Hal yang memberatkan keduanya adalah mereka tidak mendukung program pemerintah dalam pemberantasan korupsi, tidak menyadari kesalahan, dan menyebabkan kerugian keuangan negara. Sementara hal meringankan mereka bersikap sopan selama persidangan, masih muda, memiliki tanggungan keluarga, belum menikmati hasil korupsi dan dianggap masih mampu memperbaiki sikap.
Firman dan Salman dianggap bersalah melanggar Pasal 12 huruf e Undang-Undang nomor 31 tahun 1999 sebagaimana telah diubah dengan Undang-Undang nomor 20 tahun 2001 juncto pasal 55 ayat 1 ke-1 Kitab Undang-Undang Hukum Pidana.
Hakim berkesimpulan Firman dan Salman Maghfiron terbukti memeras wajib pajak PT KTU dan tindakan mereka telah merugikan keuangan negara karena harus membayar bunga dari pengembalian pajak lebih yang dibayar KTU. Awalnya, tim pemeriksa yang diketuai Dhana menyatakan PT KTU kurang bayar jumlah pajak sebanyak Rp 3,294 miliar.  Sayangnya, data itu berasal dari data eksternal yang validitasnya belum teruji.
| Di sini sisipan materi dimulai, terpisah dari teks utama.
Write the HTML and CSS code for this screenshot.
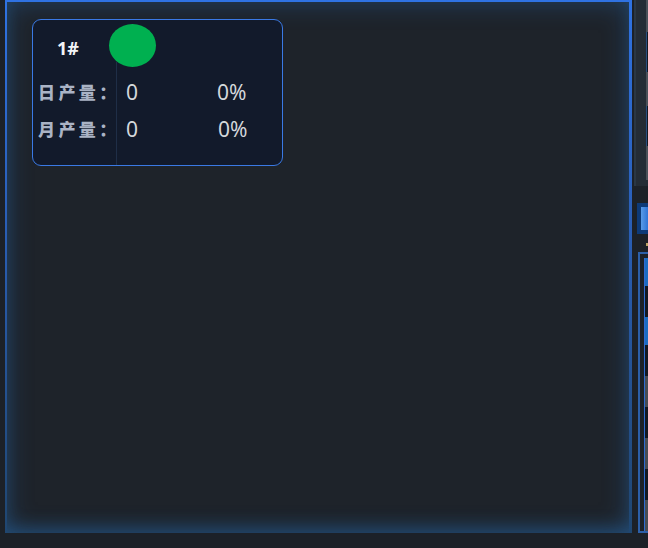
FILE: index.html
```html
<!DOCTYPE html>
<html lang="zh">
<head>
<meta charset="utf-8">
<link rel="stylesheet" href="styles.css">
</head>
<body>
<div class="app">
  <section class="main-panel">
    <div class="card">
      <div class="card-head">
        <span class="card-no">1#</span>
        <span class="status-dot"></span>
      </div>
      <div class="card-body">
        <div class="labels">
          <div class="label">日产量：</div>
          <div class="label">月产量：</div>
        </div>
        <div class="values">
          <div class="value-row"><span class="num">0</span><span class="pct">0%</span></div>
          <div class="value-row"><span class="num">0</span><span class="pct pct-2">0%</span></div>
        </div>
      </div>
    </div>
  </section>
  <aside class="side">
    <div class="side-top">
      <div class="rows">
        <div class="row gray short"></div>
        <div class="row dark"></div>
        <div class="row gray"></div>
        <div class="row dark"></div>
        <div class="row gray"></div>
      </div>
    </div>
    <div class="side-btn"><span class="side-btn-in"></span></div>
    <div class="side-dot"></div>
    <div class="side-bottom">
      <div class="rows2">
        <div class="row2 blue"></div>
        <div class="row2 dark"></div>
        <div class="row2 blue"></div>
        <div class="row2 dark"></div>
        <div class="row2 gray"></div>
        <div class="row2 dark"></div>
        <div class="row2 gray"></div>
        <div class="row2 dark"></div>
        <div class="row2 gray"></div>
      </div>
    </div>
  </aside>
</div>
</body>
</html>
```

FILE: styles.css
```css
html, body {
  margin: 0;
  padding: 0;
}
body {
  width: 648px;
  height: 548px;
  overflow: hidden;
  background: #1c2128;
  font-family: "Noto Sans CJK SC", "Noto Sans", sans-serif;
}
.app {
  display: flex;
  gap: 2px;
  padding-left: 5px;
  width: 648px;
  height: 548px;
  box-sizing: border-box;
  overflow: hidden;
}
.main-panel {
  box-sizing: border-box;
  width: 627px;
  height: 533px;
  flex: none;
  background: #1e232a;
  border-style: solid;
  border-width: 2px 3px 0 2px;
  border-image: linear-gradient(to bottom, #2f72e2 0%, #2a5fb8 40%, #1f4670 100%) 1;
  box-shadow: inset 0 0 26px rgba(40, 110, 180, 0.42), inset 0 -10px 18px -6px rgba(35, 95, 150, 0.45);
  padding: 17px 0 0 25px;
}
.card {
  box-sizing: border-box;
  width: 251px;
  height: 147px;
  background: #121a2b;
  border: 1px solid #3a79e4;
  border-radius: 9px;
  display: flex;
  flex-direction: column;
}
.card-head {
  height: 42px;
  display: flex;
  align-items: center;
  padding-left: 24px;
  position: relative;
}
.card-no {
  color: #f2f4f7;
  font-size: 18px;
  font-weight: 700;
  font-family: "Noto Sans", sans-serif;
  margin-top: 14px;
}
.status-dot {
  position: absolute;
  left: 76px;
  top: 4px;
  width: 47px;
  height: 43px;
  border-radius: 50%;
  background: #00b050;
  z-index: 1;
}
.card-body {
  flex: 1;
  display: flex;
}
.labels {
  width: 78px;
  padding-left: 5px;
  padding-top: 11px;
}
.label {
  height: 37px;
  line-height: 37px;
  color: #aab3c5;
  font-size: 17px;
  font-weight: 900;
  letter-spacing: 3.4px;
  white-space: nowrap;
}
.values {
  flex: 1;
  border-left: 1px solid #1f2e47;
  padding-left: 9px;
  padding-top: 11px;
}
.value-row {
  height: 37px;
  display: flex;
  align-items: center;
  color: #d4d7dc;
  font-size: 21px;
  font-family: "Noto Sans", sans-serif;
}
.num {
  width: 91px;
}
.pct-2 {
  margin-left: 1px;
}

/* right sliver */
.side {
  flex: 1;
  min-width: 0;
  display: flex;
  flex-direction: column;
}
.side-top {
  height: 186px;
  box-sizing: border-box;
  background: #242c35;
  border-left: 2px solid #2b3744;
  padding-left: 10px;
}
.rows {
  display: flex;
  flex-direction: column;
}
.row {
  height: 34px;
}
.row.short {
  height: 32px;
}
.row.gray {
  background: #4a5058;
}
.row.dark {
  background: #151a21;
  border-left: 1px solid #2a4f80;
  height: 40px;
}
.side-btn {
  margin-top: 17px;
  margin-left: 3px;
  height: 31px;
  background: #0d3a78;
  padding: 4px 0 4px 4px;
  box-sizing: border-box;
}
.side-btn-in {
  display: block;
  height: 100%;
  background: linear-gradient(to right, #5a9be8, #2f74d6);
}
.side-dot {
  margin: 9px 0 0 12px;
  width: 3px;
  height: 3px;
  background: #b9a263;
}
.side-bottom {
  margin-top: 6px;
  margin-left: 4px;
  height: 281px;
  box-sizing: border-box;
  border: 2px solid #2c5fa8;
  border-right: 0;
  padding: 4px 0 0 4px;
  overflow: hidden;
}
.rows2 {
  border-left: 1px solid #2f6bd2;
  display: flex;
  flex-direction: column;
}
.row2 {
  height: 31px;
}
.row2.blue {
  background: #1b6cc2;
  height: 28px;
}
.row2.dark {
  background: #131821;
}
.row2.gray {
  background: #474c54;
}
```
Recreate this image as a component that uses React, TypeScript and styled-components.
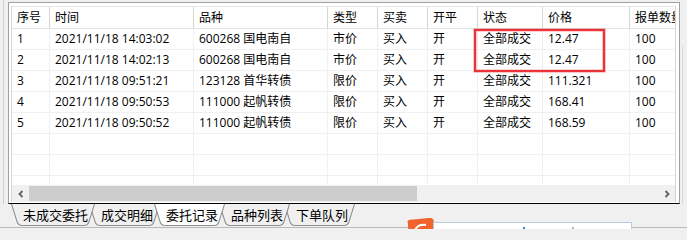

Salman sempat mengatakan bisa membantu mengurangkan jumlah pajak, asal PT KTU membayar uang Rp 1 miliar kepada pemeriksa pajak, yakni Salman dan Dhana. Namun, pihak KTU tak sepakat dengan tawaran tersebut dan memilih jalur banding walau harus membayar setengahnya dari nilai ketetapan pajak kurang bayar tersebut. Ketika banding itulah KTU memenangkan perkara dan negara harus mengembalikan kelebihan pajak yang telah dibayarkan beserta bunga.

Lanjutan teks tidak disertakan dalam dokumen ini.